** Stated exercise **
Identify the lines bearing the string "this" and gather them.

(Web page code records)
# # # #

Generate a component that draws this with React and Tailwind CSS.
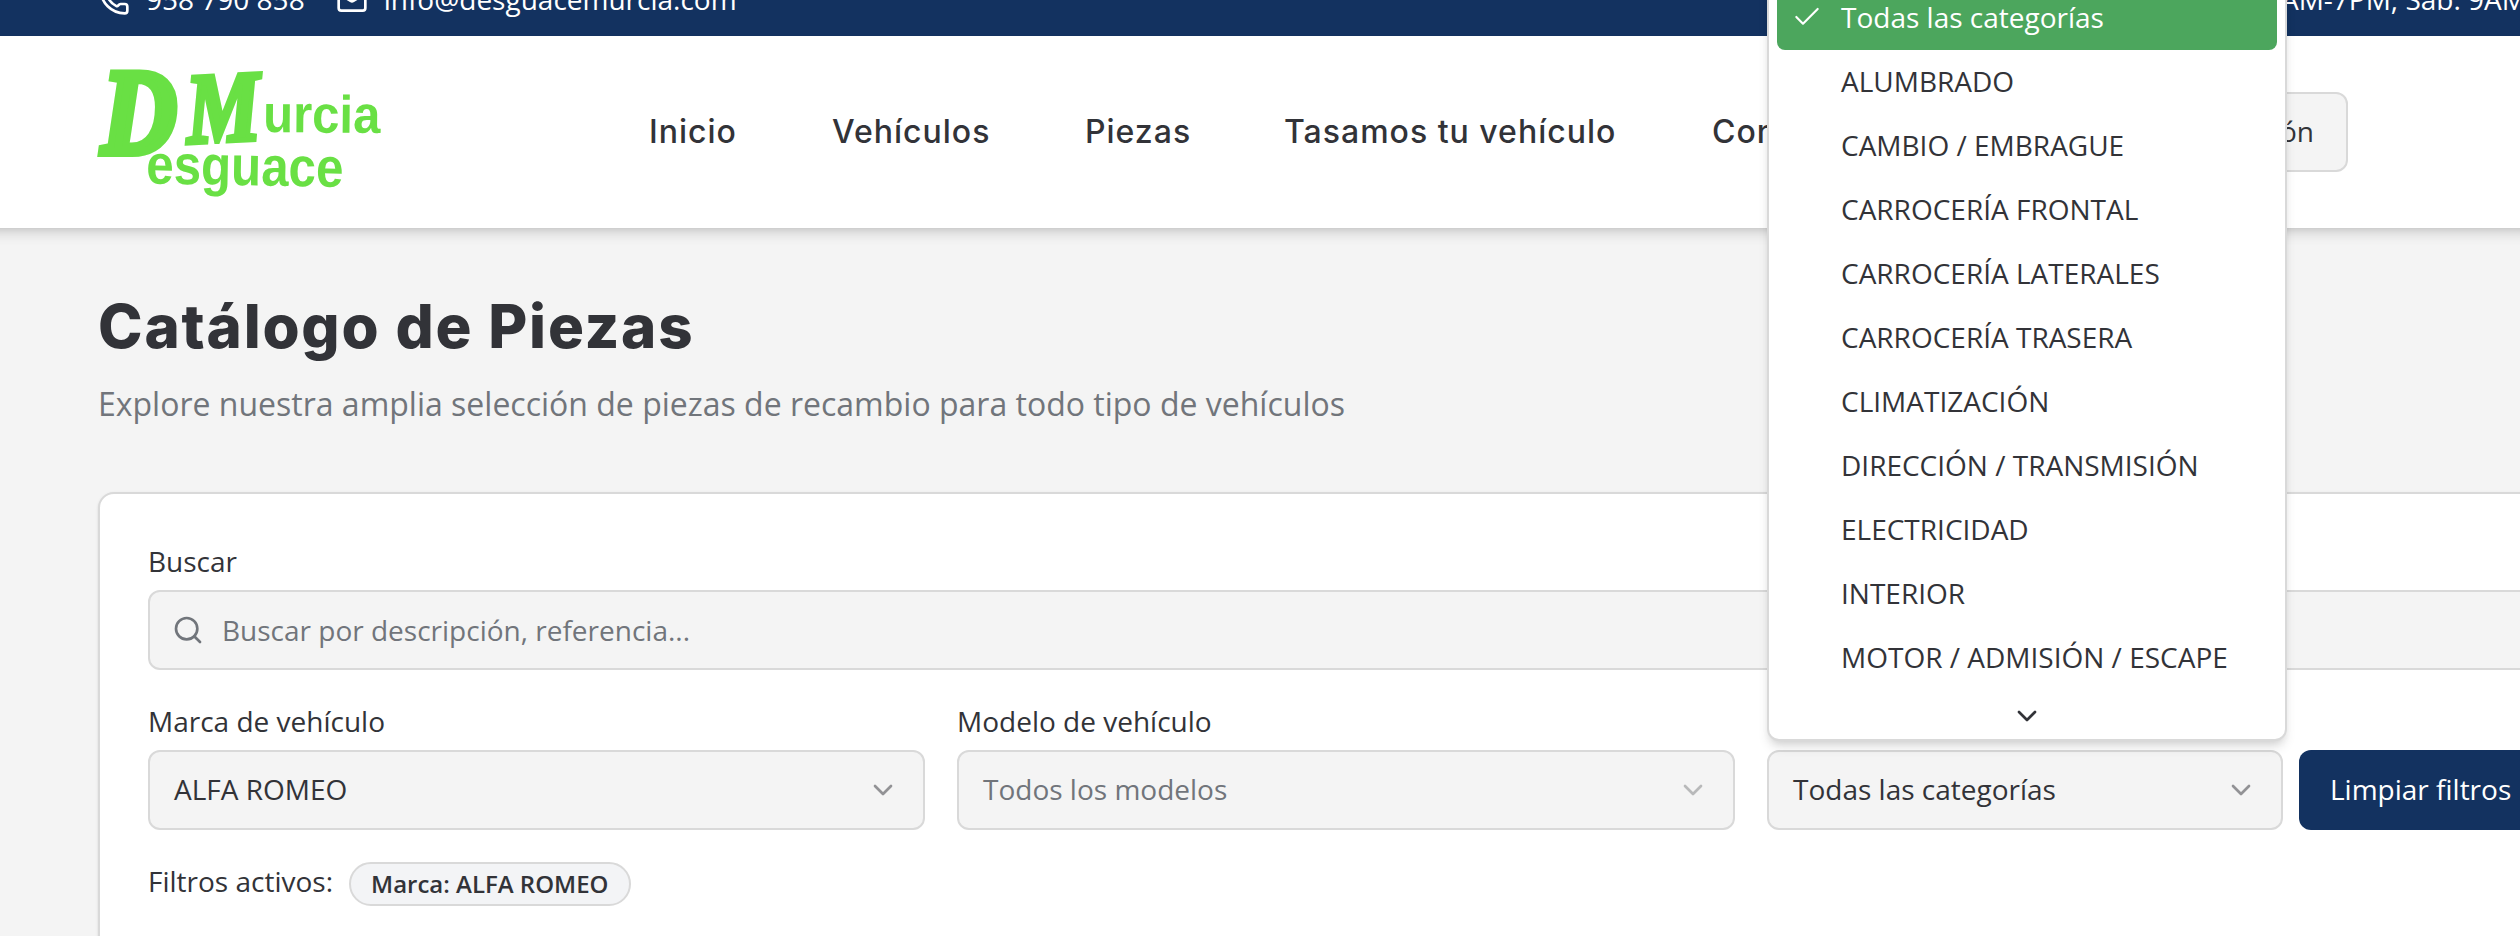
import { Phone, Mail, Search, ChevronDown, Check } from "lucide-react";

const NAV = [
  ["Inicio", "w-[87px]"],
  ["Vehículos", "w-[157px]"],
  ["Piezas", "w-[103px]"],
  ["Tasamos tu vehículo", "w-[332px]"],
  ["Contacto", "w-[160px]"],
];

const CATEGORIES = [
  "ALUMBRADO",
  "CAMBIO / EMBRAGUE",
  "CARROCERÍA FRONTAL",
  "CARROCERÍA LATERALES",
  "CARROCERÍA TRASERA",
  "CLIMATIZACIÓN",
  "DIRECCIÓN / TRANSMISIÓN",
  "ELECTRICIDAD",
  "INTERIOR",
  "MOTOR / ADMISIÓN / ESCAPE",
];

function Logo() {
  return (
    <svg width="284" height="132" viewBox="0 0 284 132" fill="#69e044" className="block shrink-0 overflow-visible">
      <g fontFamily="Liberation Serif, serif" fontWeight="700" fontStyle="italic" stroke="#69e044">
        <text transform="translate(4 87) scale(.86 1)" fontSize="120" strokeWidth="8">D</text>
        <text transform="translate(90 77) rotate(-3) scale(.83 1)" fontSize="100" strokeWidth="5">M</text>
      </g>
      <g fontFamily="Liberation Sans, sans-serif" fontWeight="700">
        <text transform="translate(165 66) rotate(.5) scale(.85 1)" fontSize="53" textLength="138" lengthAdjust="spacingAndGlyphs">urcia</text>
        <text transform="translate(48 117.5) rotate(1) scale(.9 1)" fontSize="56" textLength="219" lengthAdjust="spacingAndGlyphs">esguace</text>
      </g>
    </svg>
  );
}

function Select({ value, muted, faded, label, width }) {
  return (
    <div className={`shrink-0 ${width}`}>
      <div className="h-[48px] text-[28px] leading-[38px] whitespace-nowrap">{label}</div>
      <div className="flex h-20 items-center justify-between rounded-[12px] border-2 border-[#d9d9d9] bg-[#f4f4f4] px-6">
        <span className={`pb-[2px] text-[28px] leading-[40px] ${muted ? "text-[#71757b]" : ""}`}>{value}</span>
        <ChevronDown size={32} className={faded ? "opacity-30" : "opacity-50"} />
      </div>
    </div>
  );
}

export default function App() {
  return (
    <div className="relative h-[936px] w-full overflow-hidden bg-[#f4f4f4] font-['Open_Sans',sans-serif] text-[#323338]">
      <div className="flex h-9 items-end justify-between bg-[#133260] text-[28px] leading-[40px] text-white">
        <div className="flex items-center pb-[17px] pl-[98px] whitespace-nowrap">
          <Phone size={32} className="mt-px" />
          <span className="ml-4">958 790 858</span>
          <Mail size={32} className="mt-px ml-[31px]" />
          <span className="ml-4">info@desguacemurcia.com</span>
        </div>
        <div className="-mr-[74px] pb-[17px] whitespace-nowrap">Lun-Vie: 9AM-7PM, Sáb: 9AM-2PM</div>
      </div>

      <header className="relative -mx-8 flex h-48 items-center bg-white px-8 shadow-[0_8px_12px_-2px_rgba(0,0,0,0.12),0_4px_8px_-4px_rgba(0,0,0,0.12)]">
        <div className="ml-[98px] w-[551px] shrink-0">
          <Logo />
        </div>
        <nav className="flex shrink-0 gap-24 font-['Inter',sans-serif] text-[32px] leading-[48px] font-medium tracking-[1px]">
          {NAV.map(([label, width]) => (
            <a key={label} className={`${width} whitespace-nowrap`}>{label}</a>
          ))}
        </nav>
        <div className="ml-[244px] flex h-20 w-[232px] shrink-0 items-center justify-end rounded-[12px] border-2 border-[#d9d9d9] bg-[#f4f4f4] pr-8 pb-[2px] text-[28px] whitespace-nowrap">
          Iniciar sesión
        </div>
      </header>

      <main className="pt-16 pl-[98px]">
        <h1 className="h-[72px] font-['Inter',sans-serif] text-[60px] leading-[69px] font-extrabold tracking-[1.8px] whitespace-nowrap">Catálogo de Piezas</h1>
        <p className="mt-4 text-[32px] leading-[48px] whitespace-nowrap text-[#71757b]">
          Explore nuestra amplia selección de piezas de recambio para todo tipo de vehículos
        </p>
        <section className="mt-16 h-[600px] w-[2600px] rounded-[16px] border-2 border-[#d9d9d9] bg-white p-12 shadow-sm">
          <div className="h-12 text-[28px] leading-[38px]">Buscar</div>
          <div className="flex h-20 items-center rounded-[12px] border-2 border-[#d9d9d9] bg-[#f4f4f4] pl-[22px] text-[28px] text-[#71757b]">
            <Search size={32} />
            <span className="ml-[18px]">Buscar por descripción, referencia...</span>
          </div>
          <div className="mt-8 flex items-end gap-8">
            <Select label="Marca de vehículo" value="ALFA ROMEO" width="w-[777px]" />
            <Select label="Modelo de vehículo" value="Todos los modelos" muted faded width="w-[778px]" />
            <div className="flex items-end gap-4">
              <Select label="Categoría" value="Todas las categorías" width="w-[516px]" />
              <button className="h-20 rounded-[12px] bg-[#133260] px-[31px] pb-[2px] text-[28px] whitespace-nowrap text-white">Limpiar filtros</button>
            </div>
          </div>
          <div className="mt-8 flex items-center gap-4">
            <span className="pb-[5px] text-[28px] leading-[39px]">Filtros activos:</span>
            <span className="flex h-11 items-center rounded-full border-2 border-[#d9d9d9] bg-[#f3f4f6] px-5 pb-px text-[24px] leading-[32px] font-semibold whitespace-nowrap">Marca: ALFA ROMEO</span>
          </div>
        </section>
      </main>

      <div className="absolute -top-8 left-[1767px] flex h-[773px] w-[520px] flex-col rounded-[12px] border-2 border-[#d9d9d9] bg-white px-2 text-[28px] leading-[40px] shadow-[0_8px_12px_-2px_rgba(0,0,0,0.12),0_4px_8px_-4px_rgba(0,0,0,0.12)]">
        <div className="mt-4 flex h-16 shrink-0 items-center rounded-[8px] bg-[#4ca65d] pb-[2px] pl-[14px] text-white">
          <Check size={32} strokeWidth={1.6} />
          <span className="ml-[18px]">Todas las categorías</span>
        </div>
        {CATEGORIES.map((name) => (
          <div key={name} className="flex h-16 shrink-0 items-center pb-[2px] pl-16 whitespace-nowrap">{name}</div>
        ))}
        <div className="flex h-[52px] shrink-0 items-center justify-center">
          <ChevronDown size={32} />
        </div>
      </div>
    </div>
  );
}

# # # #

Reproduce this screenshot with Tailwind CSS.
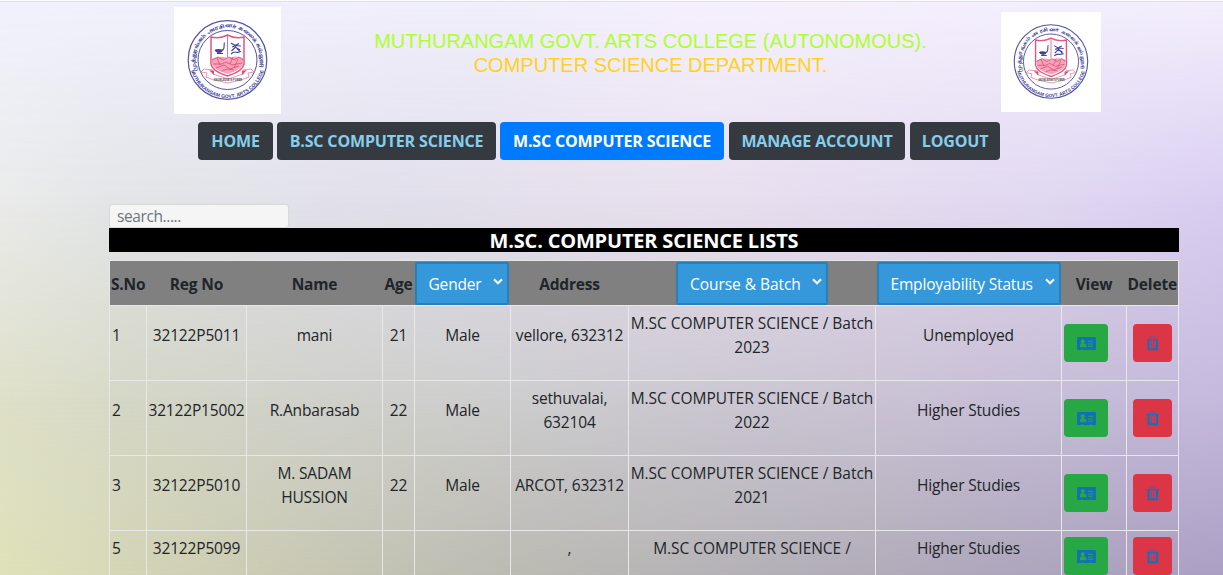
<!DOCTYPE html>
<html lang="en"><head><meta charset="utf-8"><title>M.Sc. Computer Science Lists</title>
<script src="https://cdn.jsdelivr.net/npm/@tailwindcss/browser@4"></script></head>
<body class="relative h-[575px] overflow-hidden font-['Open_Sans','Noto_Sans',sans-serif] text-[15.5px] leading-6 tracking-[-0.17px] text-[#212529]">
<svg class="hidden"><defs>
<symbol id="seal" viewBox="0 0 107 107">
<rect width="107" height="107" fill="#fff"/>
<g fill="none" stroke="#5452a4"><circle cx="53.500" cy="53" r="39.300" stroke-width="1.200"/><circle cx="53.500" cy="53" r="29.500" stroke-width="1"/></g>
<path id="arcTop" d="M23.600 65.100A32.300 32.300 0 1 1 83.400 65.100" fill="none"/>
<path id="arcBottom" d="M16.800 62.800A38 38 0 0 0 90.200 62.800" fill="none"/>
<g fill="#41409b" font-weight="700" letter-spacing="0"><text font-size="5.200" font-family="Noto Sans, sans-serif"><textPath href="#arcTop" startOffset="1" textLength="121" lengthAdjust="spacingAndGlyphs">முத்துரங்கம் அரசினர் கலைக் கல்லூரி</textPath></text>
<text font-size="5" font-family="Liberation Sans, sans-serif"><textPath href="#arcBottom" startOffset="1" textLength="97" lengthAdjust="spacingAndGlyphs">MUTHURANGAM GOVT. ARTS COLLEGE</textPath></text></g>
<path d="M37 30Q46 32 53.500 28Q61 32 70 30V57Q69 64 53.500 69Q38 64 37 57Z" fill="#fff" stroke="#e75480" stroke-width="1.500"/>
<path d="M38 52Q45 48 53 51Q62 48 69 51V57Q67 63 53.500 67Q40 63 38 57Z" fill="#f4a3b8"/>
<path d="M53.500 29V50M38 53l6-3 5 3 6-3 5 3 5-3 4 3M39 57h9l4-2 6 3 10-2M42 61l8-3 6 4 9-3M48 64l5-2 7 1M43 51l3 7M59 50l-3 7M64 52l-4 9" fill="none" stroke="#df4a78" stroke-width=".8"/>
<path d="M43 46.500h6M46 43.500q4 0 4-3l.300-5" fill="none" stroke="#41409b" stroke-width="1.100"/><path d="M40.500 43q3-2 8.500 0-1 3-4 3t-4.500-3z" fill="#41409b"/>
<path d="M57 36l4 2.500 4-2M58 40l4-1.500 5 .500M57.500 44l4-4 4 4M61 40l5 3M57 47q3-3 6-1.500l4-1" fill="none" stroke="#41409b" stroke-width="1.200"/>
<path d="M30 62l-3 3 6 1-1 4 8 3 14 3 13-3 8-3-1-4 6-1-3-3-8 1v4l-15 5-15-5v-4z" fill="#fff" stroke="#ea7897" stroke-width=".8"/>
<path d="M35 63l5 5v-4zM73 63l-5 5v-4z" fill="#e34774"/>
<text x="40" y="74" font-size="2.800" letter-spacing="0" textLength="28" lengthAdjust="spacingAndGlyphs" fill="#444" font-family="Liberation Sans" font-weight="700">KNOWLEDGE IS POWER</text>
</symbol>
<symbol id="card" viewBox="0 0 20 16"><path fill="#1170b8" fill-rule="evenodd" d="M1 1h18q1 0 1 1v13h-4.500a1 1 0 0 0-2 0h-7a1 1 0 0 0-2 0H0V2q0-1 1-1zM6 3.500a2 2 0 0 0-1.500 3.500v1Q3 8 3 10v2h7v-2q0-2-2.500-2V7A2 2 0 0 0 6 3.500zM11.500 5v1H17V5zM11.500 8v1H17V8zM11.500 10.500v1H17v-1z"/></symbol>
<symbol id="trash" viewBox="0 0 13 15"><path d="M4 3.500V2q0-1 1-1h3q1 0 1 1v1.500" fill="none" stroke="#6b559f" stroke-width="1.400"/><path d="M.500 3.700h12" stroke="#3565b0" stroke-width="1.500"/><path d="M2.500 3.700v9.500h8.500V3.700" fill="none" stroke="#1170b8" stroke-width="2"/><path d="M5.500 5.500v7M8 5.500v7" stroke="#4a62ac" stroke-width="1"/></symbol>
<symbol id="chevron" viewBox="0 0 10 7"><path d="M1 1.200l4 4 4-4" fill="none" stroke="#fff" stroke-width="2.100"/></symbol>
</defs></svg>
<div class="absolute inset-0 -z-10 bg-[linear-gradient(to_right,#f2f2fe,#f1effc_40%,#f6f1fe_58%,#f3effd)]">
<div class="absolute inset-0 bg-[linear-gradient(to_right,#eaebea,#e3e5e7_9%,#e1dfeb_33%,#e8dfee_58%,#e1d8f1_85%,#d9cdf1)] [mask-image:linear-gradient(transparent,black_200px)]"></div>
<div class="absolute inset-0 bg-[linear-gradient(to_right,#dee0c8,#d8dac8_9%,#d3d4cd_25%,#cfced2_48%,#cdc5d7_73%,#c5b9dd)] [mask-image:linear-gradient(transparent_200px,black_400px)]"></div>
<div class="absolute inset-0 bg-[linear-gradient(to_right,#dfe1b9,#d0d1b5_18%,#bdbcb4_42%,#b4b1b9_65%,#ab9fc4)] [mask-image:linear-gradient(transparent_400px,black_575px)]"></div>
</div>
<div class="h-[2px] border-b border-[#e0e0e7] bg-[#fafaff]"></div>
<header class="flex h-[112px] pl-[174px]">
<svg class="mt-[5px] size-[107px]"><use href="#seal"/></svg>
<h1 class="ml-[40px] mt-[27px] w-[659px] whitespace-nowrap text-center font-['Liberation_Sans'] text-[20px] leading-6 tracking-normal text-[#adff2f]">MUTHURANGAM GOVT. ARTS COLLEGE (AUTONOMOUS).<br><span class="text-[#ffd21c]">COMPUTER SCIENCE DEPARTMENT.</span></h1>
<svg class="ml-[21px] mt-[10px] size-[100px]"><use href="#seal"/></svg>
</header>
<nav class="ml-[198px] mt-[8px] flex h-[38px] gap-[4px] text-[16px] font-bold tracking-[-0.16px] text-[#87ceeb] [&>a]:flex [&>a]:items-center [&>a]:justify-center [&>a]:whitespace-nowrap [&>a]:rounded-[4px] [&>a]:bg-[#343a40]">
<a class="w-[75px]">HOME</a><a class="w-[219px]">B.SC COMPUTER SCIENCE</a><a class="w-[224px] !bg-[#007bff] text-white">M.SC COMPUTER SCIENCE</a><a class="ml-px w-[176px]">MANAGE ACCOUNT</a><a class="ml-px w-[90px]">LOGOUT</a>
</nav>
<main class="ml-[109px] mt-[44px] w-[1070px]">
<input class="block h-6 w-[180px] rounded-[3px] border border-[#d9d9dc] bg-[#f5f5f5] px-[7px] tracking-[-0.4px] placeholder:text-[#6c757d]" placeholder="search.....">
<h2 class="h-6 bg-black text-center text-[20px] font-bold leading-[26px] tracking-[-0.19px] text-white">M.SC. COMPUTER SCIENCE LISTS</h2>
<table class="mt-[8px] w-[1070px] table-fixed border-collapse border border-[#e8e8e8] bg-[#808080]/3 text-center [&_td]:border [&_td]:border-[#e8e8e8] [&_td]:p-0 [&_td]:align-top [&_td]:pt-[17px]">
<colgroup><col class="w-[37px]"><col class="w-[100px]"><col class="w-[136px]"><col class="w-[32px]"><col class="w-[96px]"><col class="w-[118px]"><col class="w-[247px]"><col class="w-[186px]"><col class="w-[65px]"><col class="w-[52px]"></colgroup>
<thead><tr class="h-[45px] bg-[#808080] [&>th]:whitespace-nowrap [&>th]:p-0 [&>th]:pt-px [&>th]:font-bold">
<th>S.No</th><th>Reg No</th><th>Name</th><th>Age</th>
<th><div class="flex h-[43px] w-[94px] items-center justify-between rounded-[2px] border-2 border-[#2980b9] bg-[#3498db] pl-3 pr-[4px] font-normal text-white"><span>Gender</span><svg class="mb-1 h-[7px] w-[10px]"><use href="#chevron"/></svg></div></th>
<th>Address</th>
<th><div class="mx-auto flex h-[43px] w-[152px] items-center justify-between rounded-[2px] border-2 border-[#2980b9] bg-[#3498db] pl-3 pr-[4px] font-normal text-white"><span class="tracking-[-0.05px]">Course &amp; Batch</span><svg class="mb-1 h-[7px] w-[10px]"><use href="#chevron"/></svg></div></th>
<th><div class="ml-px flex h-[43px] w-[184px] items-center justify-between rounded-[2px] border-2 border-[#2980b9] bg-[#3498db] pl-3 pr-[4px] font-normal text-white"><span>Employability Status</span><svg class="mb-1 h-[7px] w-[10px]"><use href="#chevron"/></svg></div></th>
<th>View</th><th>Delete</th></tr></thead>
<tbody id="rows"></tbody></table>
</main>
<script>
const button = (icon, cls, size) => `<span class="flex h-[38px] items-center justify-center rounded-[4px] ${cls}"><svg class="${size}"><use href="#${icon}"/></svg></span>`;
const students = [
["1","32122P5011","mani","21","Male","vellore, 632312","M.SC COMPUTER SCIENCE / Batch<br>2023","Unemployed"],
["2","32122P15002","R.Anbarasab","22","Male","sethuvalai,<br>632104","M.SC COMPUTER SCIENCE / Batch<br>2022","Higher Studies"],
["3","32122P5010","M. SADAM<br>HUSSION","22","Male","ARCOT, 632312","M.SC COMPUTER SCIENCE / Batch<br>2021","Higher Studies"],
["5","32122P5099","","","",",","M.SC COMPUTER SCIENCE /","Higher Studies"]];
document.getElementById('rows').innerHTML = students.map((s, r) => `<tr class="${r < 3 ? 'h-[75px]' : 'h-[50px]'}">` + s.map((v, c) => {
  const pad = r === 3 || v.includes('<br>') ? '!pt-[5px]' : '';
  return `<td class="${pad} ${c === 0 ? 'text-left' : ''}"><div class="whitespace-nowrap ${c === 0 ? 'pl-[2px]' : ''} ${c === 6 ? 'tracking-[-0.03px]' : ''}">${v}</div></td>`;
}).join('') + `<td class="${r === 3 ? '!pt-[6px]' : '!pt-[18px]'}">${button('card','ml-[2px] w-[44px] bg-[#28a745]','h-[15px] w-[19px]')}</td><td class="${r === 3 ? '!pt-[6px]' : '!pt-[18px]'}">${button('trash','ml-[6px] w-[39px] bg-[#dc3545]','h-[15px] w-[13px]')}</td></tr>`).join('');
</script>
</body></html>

# # # #

** Exercise solution **
Generate a component that draws this with React and Tailwind CSS.
Reproduce this screenshot with Tailwind CSS.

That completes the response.